With everything that goes on in the world it is sometimes difficult to keep a straight face. A couple of items I recently came across amused the hell out of me.
The first was a blog by a gentleman by the name of J. Neil Schulman.
May 21, 2010 — Author/filmmaker, J. Neil Schulman, today announced his intention to file a lawsuit for copyright infringement of his 1979 novel, Alongside Night, which tells the story of the collapse of the American economy due to massive government overspending and the issuing of unbacked money and credit to pay the interest on the national debt.
Schulman intends to name the United States government as his primary defendant. According to Schulman, “The United States government — both the executive and legislative branches, aided by the courts, have stolen the entire premise — and a lot of the plot — of my novel!”
Schulman also intends to name, as co-defendants in his copyright infringement lawsuit, the Federal Reserve Bank, the European Union, the International Monetary Fund, General Motors, and the country of Greece.
“Just look at TV news or read a newspaper,” Schulman said. “Plot point after plot point is identical. In my 1979 novel I have General Motors go bankrupt — General Motors then files for bankruptcy. I have Europe issue a common currency in my novel called the ‘eurofranc’ — the European Union then goes and issues the ‘euro.’ In my novel I have a European Chancellor, based in France, accuse the U.S. President of having the monetary policies of a banana republic — then the President of the European Union — also based in France — slams U.S. plans to spend its way out of recession as ‘a road to hell’ and says President Barack Obama’s massive stimulus package and banking bailout ‘will undermine the liquidity of the global financial market.’ The copycat nature of all these plot points and dialogue” — says Schulman — “could not be more obvious!”
Aside from the obvious satire of the proposed lawsuit, the book, Alongside Night is an award winning novel. But if the novel parallels the current economic crisis as Schulman says, he must have been having a vision when he wrote it back in 1979. Nevertheless, a very funny piece which will probably renew interest in the book. (Thanks to Instapundit for the pointer).
The second item was not a joke, but a little byplay in the ongoing war of words with Arizona over their illegal immigration legislation.
In response to the Arizona legislation, the city of Los Angeles voted to boycott all official travel there and end all future contracts with Arizona businesses.
Well, as it turns out, Los Angeles gets 25% of its power from Arizona.
Upon which, the commissioner of the Arizona Corporation Commission wrote a letter to the LA mayor.
I was dismayed to learn that the Los Angeles City Council voted to boycott Arizona and Arizona-based companies – a vote you strongly supported – to show opposition to SB 1070 (Support our Law Enforcement and Safe Neighborhoods Act).
You explained your support for the boycott as follows: “While we recognize that as neighbors, we share resources and ties with the State of Arizona that may be difficult to sever, our goal is not to hurt the local economy of Los Angeles, but to impact the economy of Arizona.
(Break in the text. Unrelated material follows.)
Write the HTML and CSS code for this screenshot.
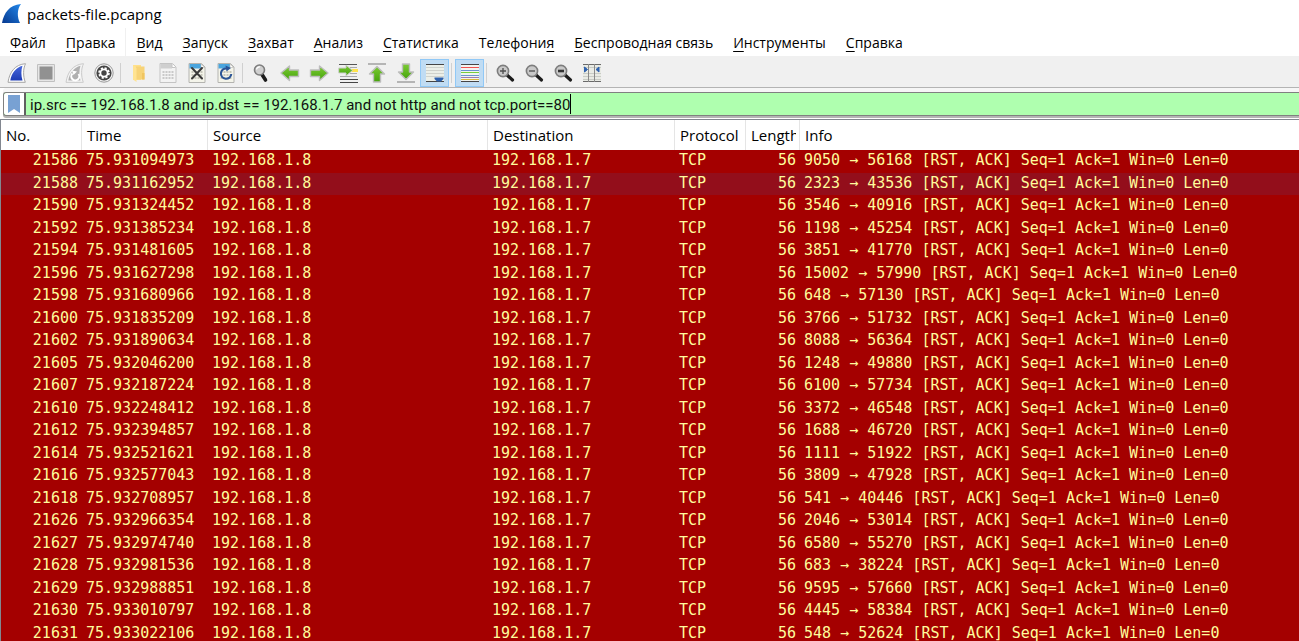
FILE: index.html
```
<!DOCTYPE html>
<html lang="ru">
<head>
<meta charset="utf-8">
<title>packets-file.pcapng</title>
<link rel="stylesheet" href="styles.css">
</head>
<body>
<svg class="defs" aria-hidden="true">
  <defs>
    <linearGradient id="fin" x1="0" y1="1" x2="1" y2="0"><stop offset="0" stop-color="#06388f"/><stop offset="1" stop-color="#2388ea"/></linearGradient>
    <linearGradient id="blue" x1="0" y1="0" x2="0" y2="1"><stop offset="0" stop-color="#4768dc"/><stop offset="1" stop-color="#1d3bb4"/></linearGradient>
    <linearGradient id="green" x1="0" y1="0" x2="0" y2="1"><stop offset="0" stop-color="#7ccb35"/><stop offset="1" stop-color="#45a30b"/></linearGradient>
    <symbol id="lens" viewBox="0 0 20 20"><path d="M11.500 11.500L17.500 17" stroke="#1c1c1c" stroke-width="3.200" stroke-linecap="round"/><circle cx="8" cy="8" r="5.600" fill="#c9c9c9" stroke="#7d7d7d" stroke-width="1.600"/></symbol>
    <symbol id="sheet" viewBox="0 0 20 20"><path d="M2 .5H14.500L18 4V19.500H2Z" fill="#f4f4ea" stroke="#b4b4b0"/><path d="M2.500 1H14V5.500H2.500Z" fill="#4aa5de"/><path d="M14 1V4.500H17.500Z" fill="#fff" stroke="#b4b4b0" stroke-width=".6"/><path d="M4.500 9H16M4.500 12H16M4.500 15H16" stroke="#c6c6ba" stroke-width="2" stroke-dasharray="2 1"/></symbol>
  </defs>
</svg>
<header class="titlebar">
  <svg class="logo" viewBox="0 0 20 20" aria-hidden="true"><path d="M0 19C2 9 7 1 19 0C15 5 15 13 18 19Z" fill="url(#fin)"/></svg>
  <span>packets-file.pcapng</span>
</header>
<nav class="menubar">
  <button><u>Ф</u>айл</button><button class="divided"><u>П</u>равка</button><button><u>В</u>ид</button><button><u>З</u>апуск</button><button><u>З</u>ахват</button><button><u>А</u>нализ</button><button><u>С</u>татистика</button><button>Телефони<u>я</u></button><button><u>Б</u>еспроводная связь</button><button><u>И</u>нструменты</button><button><u>С</u>правка</button>
</nav>
<div class="toolbar">
  <button aria-label="Start capture"><svg viewBox="0 0 20 20"><path d="M1 19.300C2.500 9 8 1.500 18.500.7C16 6 16 13 18.300 19.300Z" fill="#fff" stroke="#a5a5a5"/><path d="M3.300 17.500C4.500 10 9 4.500 15.500 2.800C14 7 14 13 15.500 17.500Z" fill="url(#blue)"/></svg></button>
  <button aria-label="Stop capture"><svg viewBox="0 0 20 20"><path d="M1.500 1.500H18.500V18.500H1.500Z" fill="#e6e6e6" stroke="#c0c0c0"/><path d="M3.500 3.500H16.500V16.500H3.500Z" fill="#919191"/></svg></button>
  <button aria-label="Restart capture"><svg viewBox="0 0 20 20"><path d="M1 19.300C2.500 9 8 1.500 18.500.7C16 6 16 13 18.300 19.300Z" fill="#f4f4f4" stroke="#cacaca"/><path d="M3.300 17.500C4.500 10 9 4.500 15.500 2.800C14 7 14 13 15.500 17.500Z" fill="#b0b0b0"/><path d="M7.500 10.500A4 4 0 1 0 13.500 11" fill="none" stroke="#fff" stroke-width="2"/><path d="M7 7.500L12 8.500L8.500 12Z" fill="#fff"/></svg></button>
  <button aria-label="Capture options"><svg viewBox="0 0 20 20"><circle cx="10" cy="10" r="9.200" fill="#f2f2f2" stroke="#9a9a9a"/><circle cx="10" cy="10" r="7.600" fill="#444"/><circle cx="10" cy="10" r="5" fill="none" stroke="#fff" stroke-width="1.600" stroke-dasharray="2.200 1.727"/><circle cx="10" cy="10" r="3.600" fill="none" stroke="#fff" stroke-width="1.800"/></svg></button>
  <span class="separator"></span>
  <button aria-label="Open"><svg viewBox="0 0 20 20"><path d="M4 2H12V17H4Z" fill="#ffe08a"/><path d="M7 3.500H15.500V16.500H7Z" fill="#f7d377"/><path d="M13 10H15.500V16.500H13Z" fill="#f0c560"/><path d="M4 2L7.500 5V19L4 16.500Z" fill="#ffe391"/></svg></button>
  <button aria-label="Save"><svg viewBox="0 0 20 20"><path d="M2 .5H14.500L18 4V19.500H2Z" fill="#f3f3f3" stroke="#c4c4c4"/><path d="M2.500 1H14V5.500H2.500Z" fill="#cfcfcf"/><path d="M14 1V4.500H17.500" fill="#fff" stroke="#c4c4c4"/><path d="M4.500 9H16M4.500 12H16M4.500 15H16" stroke="#c9c9c9" stroke-width="2" stroke-dasharray="2 1"/></svg></button>
  <button aria-label="Close file"><svg viewBox="0 0 20 20"><use href="#sheet"/><path d="M5 5L15 15.500M15 5L5 15.500" stroke="#3a3a3a" stroke-width="2" stroke-linecap="round"/></svg></button>
  <button aria-label="Reload"><svg viewBox="0 0 20 20"><use href="#sheet"/><path d="M11 5.500A5.200 5.200 0 1 0 15.300 11" fill="none" stroke="#2a5496" stroke-width="2"/><path d="M9.500 2.500L15 5L10.500 8.500Z" fill="#2a5496"/></svg></button>
  <span class="separator"></span>
  <button aria-label="Find"><svg viewBox="0 0 20 20"><path d="M11 11.500L14.500 17" stroke="#1c1c1c" stroke-width="3.600" stroke-linecap="round"/><circle cx="8.500" cy="7" r="5" fill="#cfcfcf" stroke="#7d7d7d" stroke-width="1.600"/><path d="M5.500 6.500A3 3 0 0 1 9 4" fill="none" stroke="#fff" stroke-width="1.200"/></svg></button>
  <button aria-label="Previous"><svg viewBox="0 0 20 20"><path d="M1 10L9.500 3V7H18.500V13.500H9.500V17.500Z" fill="url(#green)" stroke="#bdbdbd" stroke-width="1.400" stroke-linejoin="round"/></svg></button>
  <button aria-label="Next"><svg viewBox="0 0 20 20"><path d="M19 10L10.500 3V7H1.500V13.500H10.500V17.500Z" fill="url(#green)" stroke="#bdbdbd" stroke-width="1.400" stroke-linejoin="round"/></svg></button>
  <button aria-label="Go to packet"><svg viewBox="0 0 20 20"><path d="M1 1.500H19" stroke="#555"/><path d="M12 4.500H19M12 10.500H19M2 13.500H19" stroke="#aaa"/><path d="M13 7.500H20" stroke="#ffe34d" stroke-width="3"/><path d="M2 16.500H20M2 19.500H20" stroke="#454545"/><path d="M14.500 7.500L8 2V5H.7V10H8V13Z" fill="url(#green)" stroke="#cfcfcf" stroke-linejoin="round"/></svg></button>
  <button aria-label="First packet"><svg viewBox="0 0 20 20"><path d="M1 1H19" stroke="#b5b5b5" stroke-width="2"/><path d="M10 3.500L17.500 11H13.500V19H6.500V11H2.500Z" fill="url(#green)" stroke="#bdbdbd" stroke-width="1.400" stroke-linejoin="round"/></svg></button>
  <button aria-label="Last packet"><svg viewBox="0 0 20 20"><path d="M1 19H19" stroke="#b5b5b5" stroke-width="2"/><path d="M10 16.500L17.500 9H13.500V1H6.500V9H2.500Z" fill="url(#green)" stroke="#bdbdbd" stroke-width="1.400" stroke-linejoin="round"/></svg></button>
  <button class="checked" aria-label="Auto scroll" aria-pressed="true"><svg viewBox="0 0 20 20"><path d="M1 1H19V19H1Z" fill="#ecefe8"/><path d="M1 4.500H19M1 7.500H19M1 10.500H19M1 13.500H19" stroke="#d0d2cc"/><path d="M1 1.500H19M1 18.500H19" stroke="#454545"/><path d="M9.500 14.500H18.500V16L16 18.500H12L9.500 16Z" fill="#2f62ae"/></svg></button>
  <span class="separator"></span>
  <button class="checked" aria-label="Colorize" aria-pressed="true"><svg viewBox="0 0 20 20"><path d="M1 1H19V19H1Z" fill="#f2f4ef"/><path d="M1 1.500H19M1 18.500H19" stroke="#454545"/><path d="M1 4.500H19" stroke="#ef5350"/><path d="M1 7.500H19" stroke="#6b96cc"/><path d="M1 9.500H19" stroke="#77cf3c"/><path d="M1 12.500H19" stroke="#6b96cc"/><path d="M1 14.500H19" stroke="#9d7db3"/><path d="M1 16.500H19" stroke="#d9b53b"/></svg></button>
  <span class="separator"></span>
  <button aria-label="Zoom in"><svg viewBox="0 0 20 20"><use href="#lens"/><path d="M5 8H11M8 5V11" stroke="#4d4d4d" stroke-width="1.300"/></svg></button>
  <button aria-label="Zoom out"><svg viewBox="0 0 20 20"><use href="#lens"/><path d="M5 8H11" stroke="#4d4d4d" stroke-width="1.300"/></svg></button>
  <button aria-label="Normal size"><svg viewBox="0 0 20 20"><use href="#lens"/><path d="M5 8H11" stroke="#333" stroke-width="2.600"/></svg></button>
  <button aria-label="Resize columns"><svg viewBox="0 0 20 20"><path d="M1 1H19V19H1Z" fill="#e9ebe5"/><path d="M1 4.500H19M1 10.500H19M1 13.500H19M1 16.500H19" stroke="#c9ccc6"/><path d="M1 1.500H19M1 18.500H19" stroke="#6a6a6a"/><path d="M6.500 1V19M12.500 1V19" stroke="#8a8a8a"/><path d="M2.500 4L5.500 6.500L2.500 9ZM17 4L14 6.500L17 9Z" fill="#2f62ae" stroke="#2f62ae"/></svg></button>
</div>
<div class="filterbar">
  <button class="bookmark" aria-label="Bookmarks"><svg viewBox="0 0 12 18"><path d="M0 0H12V18L6 14L0 18Z" fill="#78a1d3"/></svg></button>
  <input class="expression" aria-label="Display filter" value="ip.src == 192.168.1.8 and ip.dst == 192.168.1.7 and not http and not tcp.port==80">
  <span class="caret"></span>
</div>
<main class="pane">
<table class="packets">
<colgroup><col class="no"><col class="time"><col class="source"><col class="destination"><col class="protocol"><col class="length"><col></colgroup>
<thead><tr><th>No.</th><th>Time</th><th>Source</th><th>Destination</th><th>Protocol</th><th><div class="clip">Length</div></th><th>Info</th></tr></thead>
<tbody>
<tr><td>21586</td><td>75.931094973</td><td>192.168.1.8</td><td>192.168.1.7</td><td>TCP</td><td>56</td><td>9050 → 56168 [RST, ACK] Seq=1 Ack=1 Win=0 Len=0</td></tr>
<tr class="hover"><td>21588</td><td>75.931162952</td><td>192.168.1.8</td><td>192.168.1.7</td><td>TCP</td><td>56</td><td>2323 → 43536 [RST, ACK] Seq=1 Ack=1 Win=0 Len=0</td></tr>
<tr><td>21590</td><td>75.931324452</td><td>192.168.1.8</td><td>192.168.1.7</td><td>TCP</td><td>56</td><td>3546 → 40916 [RST, ACK] Seq=1 Ack=1 Win=0 Len=0</td></tr>
<tr><td>21592</td><td>75.931385234</td><td>192.168.1.8</td><td>192.168.1.7</td><td>TCP</td><td>56</td><td>1198 → 45254 [RST, ACK] Seq=1 Ack=1 Win=0 Len=0</td></tr>
<tr><td>21594</td><td>75.931481605</td><td>192.168.1.8</td><td>192.168.1.7</td><td>TCP</td><td>56</td><td>3851 → 41770 [RST, ACK] Seq=1 Ack=1 Win=0 Len=0</td></tr>
<tr><td>21596</td><td>75.931627298</td><td>192.168.1.8</td><td>192.168.1.7</td><td>TCP</td><td>56</td><td>15002 → 57990 [RST, ACK] Seq=1 Ack=1 Win=0 Len=0</td></tr>
<tr><td>21598</td><td>75.931680966</td><td>192.168.1.8</td><td>192.168.1.7</td><td>TCP</td><td>56</td><td>648 → 57130 [RST, ACK] Seq=1 Ack=1 Win=0 Len=0</td></tr>
<tr><td>21600</td><td>75.931835209</td><td>192.168.1.8</td><td>192.168.1.7</td><td>TCP</td><td>56</td><td>3766 → 51732 [RST, ACK] Seq=1 Ack=1 Win=0 Len=0</td></tr>
<tr><td>21602</td><td>75.931890634</td><td>192.168.1.8</td><td>192.168.1.7</td><td>TCP</td><td>56</td><td>8088 → 56364 [RST, ACK] Seq=1 Ack=1 Win=0 Len=0</td></tr>
<tr><td>21605</td><td>75.932046200</td><td>192.168.1.8</td><td>192.168.1.7</td><td>TCP</td><td>56</td><td>1248 → 49880 [RST, ACK] Seq=1 Ack=1 Win=0 Len=0</td></tr>
<tr><td>21607</td><td>75.932187224</td><td>192.168.1.8</td><td>192.168.1.7</td><td>TCP</td><td>56</td><td>6100 → 57734 [RST, ACK] Seq=1 Ack=1 Win=0 Len=0</td></tr>
<tr><td>21610</td><td>75.932248412</td><td>192.168.1.8</td><td>192.168.1.7</td><td>TCP</td><td>56</td><td>3372 → 46548 [RST, ACK] Seq=1 Ack=1 Win=0 Len=0</td></tr>
<tr><td>21612</td><td>75.932394857</td><td>192.168.1.8</td><td>192.168.1.7</td><td>TCP</td><td>56</td><td>1688 → 46720 [RST, ACK] Seq=1 Ack=1 Win=0 Len=0</td></tr>
<tr><td>21614</td><td>75.932521621</td><td>192.168.1.8</td><td>192.168.1.7</td><td>TCP</td><td>56</td><td>1111 → 51922 [RST, ACK] Seq=1 Ack=1 Win=0 Len=0</td></tr>
<tr><td>21616</td><td>75.932577043</td><td>192.168.1.8</td><td>192.168.1.7</td><td>TCP</td><td>56</td><td>3809 → 47928 [RST, ACK] Seq=1 Ack=1 Win=0 Len=0</td></tr>
<tr><td>21618</td><td>75.932708957</td><td>192.168.1.8</td><td>192.168.1.7</td><td>TCP</td><td>56</td><td>541 → 40446 [RST, ACK] Seq=1 Ack=1 Win=0 Len=0</td></tr>
<tr><td>21626</td><td>75.932966354</td><td>192.168.1.8</td><td>192.168.1.7</td><td>TCP</td><td>56</td><td>2046 → 53014 [RST, ACK] Seq=1 Ack=1 Win=0 Len=0</td></tr>
<tr><td>21627</td><td>75.932974740</td><td>192.168.1.8</td><td>192.168.1.7</td><td>TCP</td><td>56</td><td>6580 → 55270 [RST, ACK] Seq=1 Ack=1 Win=0 Len=0</td></tr>
<tr><td>21628</td><td>75.932981536</td><td>192.168.1.8</td><td>192.168.1.7</td><td>TCP</td><td>56</td><td>683 → 38224 [RST, ACK] Seq=1 Ack=1 Win=0 Len=0</td></tr>
<tr><td>21629</td><td>75.932988851</td><td>192.168.1.8</td><td>192.168.1.7</td><td>TCP</td><td>56</td><td>9595 → 57660 [RST, ACK] Seq=1 Ack=1 Win=0 Len=0</td></tr>
<tr><td>21630</td><td>75.933010797</td><td>192.168.1.8</td><td>192.168.1.7</td><td>TCP</td><td>56</td><td>4445 → 58384 [RST, ACK] Seq=1 Ack=1 Win=0 Len=0</td></tr>
<tr><td>21631</td><td>75.933022106</td><td>192.168.1.8</td><td>192.168.1.7</td><td>TCP</td><td>56</td><td>548 → 52624 [RST, ACK] Seq=1 Ack=1 Win=0 Len=0</td></tr>
</tbody>
</table>
</main>
</body>
</html>
```
FILE: styles.css
```
* { box-sizing: border-box; }
body {
  margin: 0;
  height: 100vh;
  display: flex;
  flex-direction: column;
  overflow: hidden;
  background: #fff;
  color: #000;
  font: 15px "Open Sans", sans-serif;
}
button {
  font: inherit;
  color: inherit;
  border: 0;
  background: none;
  padding: 0;
}
.defs { position: absolute; width: 0; height: 0; }
.titlebar {
  display: flex;
  flex: none;
  align-items: center;
  gap: 5px;
  height: 28px;
  padding: 0 2px;
}
.logo { width: 20px; height: 20px; }
.menubar {
  display: flex;
  flex: none;
  height: 28px;
  font-size: 14px;
}
.menubar button { padding: 1px 10px 0; white-space: nowrap; }
.menubar .divided { border-right: 1px solid #f0f0f0; }
.menubar u { text-underline-offset: 3px; }
.toolbar {
  display: flex;
  flex: none;
  align-items: center;
  height: 32px;
  padding: 2px 2px 0;
  background: #f0f0f0;
  border-bottom: 1px solid #b4b4b4;
}
.toolbar button {
  display: grid;
  place-items: center;
  width: 29px;
  height: 28px;
}
.toolbar svg { width: 20px; height: 20px; }
.toolbar .checked { background: #c0dcf3; border: 1px solid #90c8f6; }
.separator { width: 1px; height: 20px; margin: 0 3px 0 2px; background: #d0d0d0; }
.filterbar {
  display: flex;
  flex: none;
  height: 24px;
  margin: 4px 0 0 3px;
  background: #afffaf;
  border: 1px solid #808080;
  border-right: 0;
  border-radius: 3px 0 0 3px;
  box-shadow: 0 -4px 0 #f6f6f6, 0 2px 0 #b4b4b4;
}
.bookmark {
  display: grid;
  place-items: center;
  width: 22px;
  background: #fff;
  border-right: 2px solid #606060;
  border-radius: 3px 0 0 3px;
}
.bookmark svg { width: 12px; height: 18px; }
.expression {
  field-sizing: content;
  min-width: 0;
  padding: 2px 0 0 4px;
  border: 0;
  outline: 0;
  background: none;
  color: #111;
  font: 15px Roboto, sans-serif;
}
.caret { width: 1px; height: 20px; margin-top: 1px; background: #000; }
.pane {
  flex: 1;
  min-height: 0;
  margin-top: 3px;
  overflow: hidden;
  border-top: 1px solid #828790;
  border-left: 1px solid #828790;
}
.packets {
  width: 100%;
  table-layout: fixed;
  border-collapse: separate;
  border-spacing: 0;
}
.no { width: 81px; }
.time { width: 126px; }
.source { width: 280px; }
.destination { width: 187px; }
.protocol { width: 71px; }
.length { width: 54px; }
.packets th {
  height: 30px;
  padding: 0 3px 0 5px;
  border-right: 1px solid #e5e5e5;
  font-weight: 400;
  text-align: left;
}
.packets th:last-child { border-right: 0; }
.clip { overflow: hidden; }
.packets tbody {
  background: #a40000;
  color: #fffc9c;
  font: 15px/18px "DejaVu Sans Mono", monospace;
}
.packets td { height: 22px; padding: 0 4px 2px; white-space: nowrap; }
.packets tr:nth-child(odd) td { height: 23px; padding-bottom: 3px; }
.packets td:nth-child(1), .packets td:nth-child(6) { text-align: right; }
.packets .hover { background: #930e1b; }
```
Our intent is to use our dollars – or the withholding of our dollars – to send a message.” (emphasis added)
I received your message; please receive mine. As a state-wide elected member of the Arizona Commission overseeing Arizona’s electric and water utilities, I too am keenly aware of the “resources and ties” we share with the City of Los Angeles. In fact, approximately twenty-five percent of the electricity consumed in Los Angeles is generated by power plants in Arizona.
If an economic boycott is truly what you desire, I will be happy to encourage Arizona utilities to renegotiate your power agreements so Los Angeles no longer receives any power from Arizona-based generation. I am confident that Arizona’s utilities would be happy to take those electrons off your hands. If, however, you find that the City Council lacks the strength of its convictions to turn off the lights of Los Angeles and boycott Arizona power, please reconsider the wisdom of attempting to harm Arizona’s economy.
People of goodwill can disagree over the merits of SB 1070. A state-wide economic boycott of Arizona is not a message sent in goodwill.
Commissioner Gary Pierce
The letter doesn’t actually threaten to cut off the power to Los Angeles, as some news media have implied, but it does point out the hypocrisy inherent in the Los Angeles call for a boycott.
Whether the situation will further deteriorate from this point on is an unknown, but Pierce must have thoroughly enjoyed writing the letter.
One can find humour almost anywhere you look, especially in politics.